*Your objective:*
Your task is to print all of the data word for word.

*Dataset content:*

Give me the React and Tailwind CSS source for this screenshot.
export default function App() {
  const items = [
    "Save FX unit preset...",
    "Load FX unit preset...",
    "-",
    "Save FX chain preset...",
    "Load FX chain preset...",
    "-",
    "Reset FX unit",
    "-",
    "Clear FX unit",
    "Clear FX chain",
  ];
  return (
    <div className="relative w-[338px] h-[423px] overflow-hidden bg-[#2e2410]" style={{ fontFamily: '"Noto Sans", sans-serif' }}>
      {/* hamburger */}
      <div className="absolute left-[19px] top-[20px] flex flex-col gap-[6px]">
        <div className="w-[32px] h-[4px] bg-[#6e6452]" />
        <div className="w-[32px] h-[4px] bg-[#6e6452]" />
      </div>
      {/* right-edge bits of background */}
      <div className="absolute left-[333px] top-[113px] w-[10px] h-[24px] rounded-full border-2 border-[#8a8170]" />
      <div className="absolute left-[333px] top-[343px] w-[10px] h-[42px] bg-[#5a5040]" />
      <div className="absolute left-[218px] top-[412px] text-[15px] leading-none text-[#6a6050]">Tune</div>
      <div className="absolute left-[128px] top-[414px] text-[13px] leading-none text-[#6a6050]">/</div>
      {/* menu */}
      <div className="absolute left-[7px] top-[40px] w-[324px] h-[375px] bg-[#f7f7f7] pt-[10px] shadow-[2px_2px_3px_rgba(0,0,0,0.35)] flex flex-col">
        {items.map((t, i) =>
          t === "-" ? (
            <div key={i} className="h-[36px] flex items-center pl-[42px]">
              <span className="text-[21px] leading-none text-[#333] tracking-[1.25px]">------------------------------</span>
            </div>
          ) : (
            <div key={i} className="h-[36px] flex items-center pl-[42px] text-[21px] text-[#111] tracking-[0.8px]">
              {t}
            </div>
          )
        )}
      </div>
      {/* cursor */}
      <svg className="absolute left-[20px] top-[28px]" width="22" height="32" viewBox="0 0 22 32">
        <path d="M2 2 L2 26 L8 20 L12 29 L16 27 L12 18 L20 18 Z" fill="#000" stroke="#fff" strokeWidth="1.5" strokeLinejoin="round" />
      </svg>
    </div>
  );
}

*Complete output:*
Give me the React and Tailwind CSS source for this screenshot.
export default function App() {
  const items = [
    "Save FX unit preset...",
    "Load FX unit preset...",
    "-",
    "Save FX chain preset...",
    "Load FX chain preset...",
    "-",
    "Reset FX unit",
    "-",
    "Clear FX unit",
    "Clear FX chain",
  ];
  return (
    <div className="relative w-[338px] h-[423px] overflow-hidden bg-[#2e2410]" style={{ fontFamily: '"Noto Sans", sans-serif' }}>
      {/* hamburger */}
      <div className="absolute left-[19px] top-[20px] flex flex-col gap-[6px]">
        <div className="w-[32px] h-[4px] bg-[#6e6452]" />
        <div className="w-[32px] h-[4px] bg-[#6e6452]" />
      </div>
      {/* right-edge bits of background */}
      <div className="absolute left-[333px] top-[113px] w-[10px] h-[24px] rounded-full border-2 border-[#8a8170]" />
      <div className="absolute left-[333px] top-[343px] w-[10px] h-[42px] bg-[#5a5040]" />
      <div className="absolute left-[218px] top-[412px] text-[15px] leading-none text-[#6a6050]">Tune</div>
      <div className="absolute left-[128px] top-[414px] text-[13px] leading-none text-[#6a6050]">/</div>
      {/* menu */}
      <div className="absolute left-[7px] top-[40px] w-[324px] h-[375px] bg-[#f7f7f7] pt-[10px] shadow-[2px_2px_3px_rgba(0,0,0,0.35)] flex flex-col">
        {items.map((t, i) =>
          t === "-" ? (
            <div key={i} className="h-[36px] flex items-center pl-[42px]">
              <span className="text-[21px] leading-none text-[#333] tracking-[1.25px]">------------------------------</span>
            </div>
          ) : (
            <div key={i} className="h-[36px] flex items-center pl-[42px] text-[21px] text-[#111] tracking-[0.8px]">
              {t}
            </div>
          )
        )}
      </div>
      {/* cursor */}
      <svg className="absolute left-[20px] top-[28px]" width="22" height="32" viewBox="0 0 22 32">
        <path d="M2 2 L2 26 L8 20 L12 29 L16 27 L12 18 L20 18 Z" fill="#000" stroke="#fff" strokeWidth="1.5" strokeLinejoin="round" />
      </svg>
    </div>
  );
}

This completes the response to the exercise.